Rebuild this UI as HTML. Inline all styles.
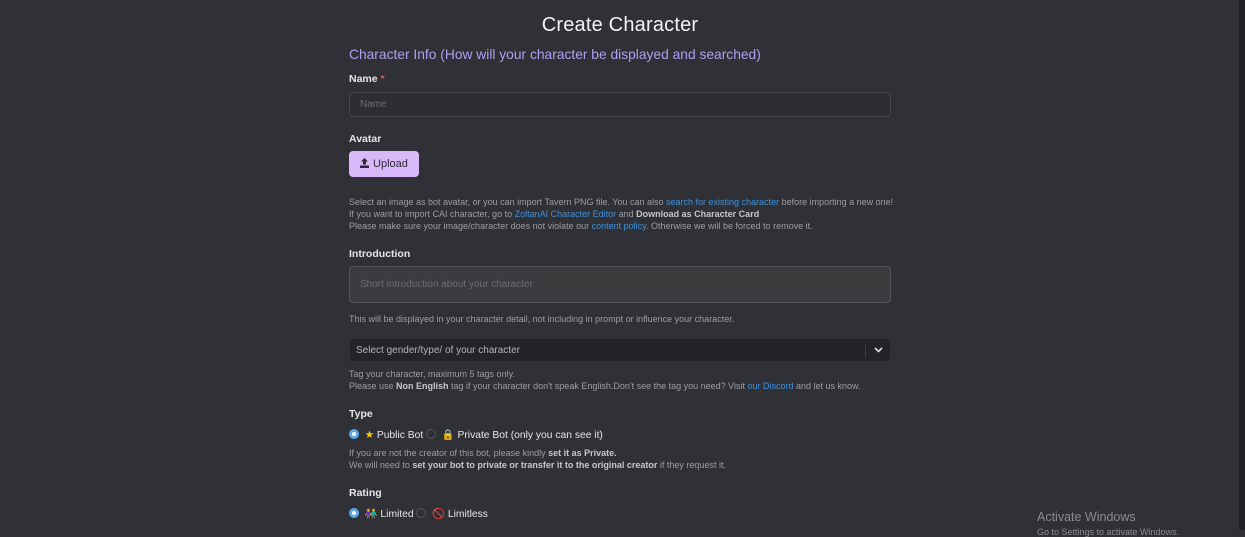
<!DOCTYPE html>
<html><head><style>
*{margin:0;padding:0;box-sizing:border-box}
body{width:1245px;height:530px;overflow:hidden;background:#303136;font-family:"Liberation Sans",sans-serif;color:#e8e8ea;position:relative}
.strip{position:absolute;right:0;top:0;width:6px;height:530px;background:#202226}
.abs{position:absolute}
h1{position:absolute;left:0;width:1240px;top:14px;text-align:center;font-size:20px;font-weight:normal;color:#f2f2f2;letter-spacing:0.2px}
.sub{left:349px;top:47px;font-size:13.8px;color:#b49cf0}
.lbl{left:349px;font-size:10.5px;font-weight:bold;color:#e6e6e6}
.inp{left:349px;width:542px;border:1px solid #45464c;border-radius:4px;font-size:10px;color:#6b6c72;padding-left:10px}
.small{left:349px;font-size:9px;color:#9c9da3;line-height:12.2px;white-space:nowrap}
.small a{color:#3f8fd8;text-decoration:none}
.small b{color:#c6c6ca}
.radio{display:inline-block;width:10px;height:10px;border-radius:50%;vertical-align:-1px}
.on{background:#fff;border:3px solid #5aa8ee}
.off{border:1px solid #55565c}
.row{left:349px;font-size:10.3px;color:#e6e6e6}
</style></head><body>
<div class="strip"></div>
<h1>Create Character</h1>
<div class="abs sub">Character Info (How will your character be displayed and searched)</div>
<div class="abs lbl" style="top:73px">Name <span style="color:#e05a5a">*</span></div>
<div class="abs inp" style="top:92px;height:25px;line-height:24px;background:#2d2e33">Name</div>
<div class="abs lbl" style="top:133px">Avatar</div>
<div class="abs" style="left:349px;top:151px;width:70px;height:26px;background:#d8b8f8;border-radius:4px;color:#2b2b33;font-size:11px;line-height:26px;padding-left:10px">
<svg width="11" height="10" viewBox="0 0 11 10" style="vertical-align:-1px"><path d="M5.5 0 L9 3.5 H7 V6.5 H4 V3.5 H2 Z M1 7.5 H10 V10 H1 Z" fill="#2b2b33"/></svg>&nbsp;Upload</div>
<div class="abs small" style="top:196px">Select an image as bot avatar, or you can import Tavern PNG file. You can also <a>search for existing character</a> before importing a new one!<br>If you want to import CAI character, go to <a>ZoltanAI Character Editor</a> and <b>Download as Character Card</b><br>Please make sure your image/character does not violate our <a>content policy</a>. Otherwise we will be forced to remove it.</div>
<div class="abs lbl" style="top:248px">Introduction</div>
<div class="abs inp" style="top:266px;height:37px;line-height:36px;background:#3c3c3e;border-color:#525358">Short introduction about your character</div>
<div class="abs small" style="top:313px">This will be displayed in your character detail, not including in prompt or influence your character.</div>
<div class="abs inp" style="top:338px;height:24px;line-height:23px;background:#232427;border-color:#2f3034;color:#b4b4b8;padding-left:6px">Select gender/type/ of your character
<div class="abs" style="right:24px;top:5px;width:1px;height:14px;background:#3c3d42"></div>
<svg class="abs" style="right:7px;top:8px" width="9" height="6" viewBox="0 0 9 6"><path d="M1 1 L4.5 4.5 L8 1" stroke="#ddd" stroke-width="1.6" fill="none"/></svg></div>
<div class="abs small" style="top:368px">Tag your character, maximum 5 tags only.<br>Please use <b>Non English</b> tag if your character don't speak English.Don't see the tag you need? Visit <a>our Discord</a> and let us know.</div>
<div class="abs lbl" style="top:408px">Type</div>
<div class="abs row" style="top:428px"><span class="radio on"></span>&nbsp; <span style="color:#f4d000">★</span> Public Bot <span class="radio off"></span>&nbsp; <span style="color:#f0b000">🔒</span> Private Bot (only you can see it)</div>
<div class="abs small" style="top:447px">If you are not the creator of this bot, please kindly <b>set it as Private.</b><br>We will need to <b>set your bot to private or transfer it to the original creator</b> if they request it.</div>
<div class="abs lbl" style="top:487px">Rating</div>
<div class="abs row" style="top:507px"><span class="radio on"></span>&nbsp; <span style="color:#e0a040">👫</span> Limited <span class="radio off"></span>&nbsp; <span style="color:#e04040">🚫</span> Limitless</div>
<div class="abs" style="left:1037px;top:510px;font-size:12.5px;color:#8a8b90">Activate Windows</div>
<div class="abs" style="left:1037px;top:527px;font-size:9px;color:#8a8b90">Go to Settings to activate Windows.</div>
</body></html>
━━━
AIM
With the pictures left out, transcribe the material exactly.

RESPONSE
Rebuild this UI as HTML. Inline all styles.
<!DOCTYPE html>
<html><head><style>
*{margin:0;padding:0;box-sizing:border-box}
body{width:1245px;height:530px;overflow:hidden;background:#303136;font-family:"Liberation Sans",sans-serif;color:#e8e8ea;position:relative}
.strip{position:absolute;right:0;top:0;width:6px;height:530px;background:#202226}
.abs{position:absolute}
h1{position:absolute;left:0;width:1240px;top:14px;text-align:center;font-size:20px;font-weight:normal;color:#f2f2f2;letter-spacing:0.2px}
.sub{left:349px;top:47px;font-size:13.8px;color:#b49cf0}
.lbl{left:349px;font-size:10.5px;font-weight:bold;color:#e6e6e6}
.inp{left:349px;width:542px;border:1px solid #45464c;border-radius:4px;font-size:10px;color:#6b6c72;padding-left:10px}
.small{left:349px;font-size:9px;color:#9c9da3;line-height:12.2px;white-space:nowrap}
.small a{color:#3f8fd8;text-decoration:none}
.small b{color:#c6c6ca}
.radio{display:inline-block;width:10px;height:10px;border-radius:50%;vertical-align:-1px}
.on{background:#fff;border:3px solid #5aa8ee}
.off{border:1px solid #55565c}
.row{left:349px;font-size:10.3px;color:#e6e6e6}
</style></head><body>
<div class="strip"></div>
<h1>Create Character</h1>
<div class="abs sub">Character Info (How will your character be displayed and searched)</div>
<div class="abs lbl" style="top:73px">Name <span style="color:#e05a5a">*</span></div>
<div class="abs inp" style="top:92px;height:25px;line-height:24px;background:#2d2e33">Name</div>
<div class="abs lbl" style="top:133px">Avatar</div>
<div class="abs" style="left:349px;top:151px;width:70px;height:26px;background:#d8b8f8;border-radius:4px;color:#2b2b33;font-size:11px;line-height:26px;padding-left:10px">
<svg width="11" height="10" viewBox="0 0 11 10" style="vertical-align:-1px"><path d="M5.5 0 L9 3.5 H7 V6.5 H4 V3.5 H2 Z M1 7.5 H10 V10 H1 Z" fill="#2b2b33"/></svg>&nbsp;Upload</div>
<div class="abs small" style="top:196px">Select an image as bot avatar, or you can import Tavern PNG file. You can also <a>search for existing character</a> before importing a new one!<br>If you want to import CAI character, go to <a>ZoltanAI Character Editor</a> and <b>Download as Character Card</b><br>Please make sure your image/character does not violate our <a>content policy</a>. Otherwise we will be forced to remove it.</div>
<div class="abs lbl" style="top:248px">Introduction</div>
<div class="abs inp" style="top:266px;height:37px;line-height:36px;background:#3c3c3e;border-color:#525358">Short introduction about your character</div>
<div class="abs small" style="top:313px">This will be displayed in your character detail, not including in prompt or influence your character.</div>
<div class="abs inp" style="top:338px;height:24px;line-height:23px;background:#232427;border-color:#2f3034;color:#b4b4b8;padding-left:6px">Select gender/type/ of your character
<div class="abs" style="right:24px;top:5px;width:1px;height:14px;background:#3c3d42"></div>
<svg class="abs" style="right:7px;top:8px" width="9" height="6" viewBox="0 0 9 6"><path d="M1 1 L4.5 4.5 L8 1" stroke="#ddd" stroke-width="1.6" fill="none"/></svg></div>
<div class="abs small" style="top:368px">Tag your character, maximum 5 tags only.<br>Please use <b>Non English</b> tag if your character don't speak English.Don't see the tag you need? Visit <a>our Discord</a> and let us know.</div>
<div class="abs lbl" style="top:408px">Type</div>
<div class="abs row" style="top:428px"><span class="radio on"></span>&nbsp; <span style="color:#f4d000">★</span> Public Bot <span class="radio off"></span>&nbsp; <span style="color:#f0b000">🔒</span> Private Bot (only you can see it)</div>
<div class="abs small" style="top:447px">If you are not the creator of this bot, please kindly <b>set it as Private.</b><br>We will need to <b>set your bot to private or transfer it to the original creator</b> if they request it.</div>
<div class="abs lbl" style="top:487px">Rating</div>
<div class="abs row" style="top:507px"><span class="radio on"></span>&nbsp; <span style="color:#e0a040">👫</span> Limited <span class="radio off"></span>&nbsp; <span style="color:#e04040">🚫</span> Limitless</div>
<div class="abs" style="left:1037px;top:510px;font-size:12.5px;color:#8a8b90">Activate Windows</div>
<div class="abs" style="left:1037px;top:527px;font-size:9px;color:#8a8b90">Go to Settings to activate Windows.</div>
</body></html>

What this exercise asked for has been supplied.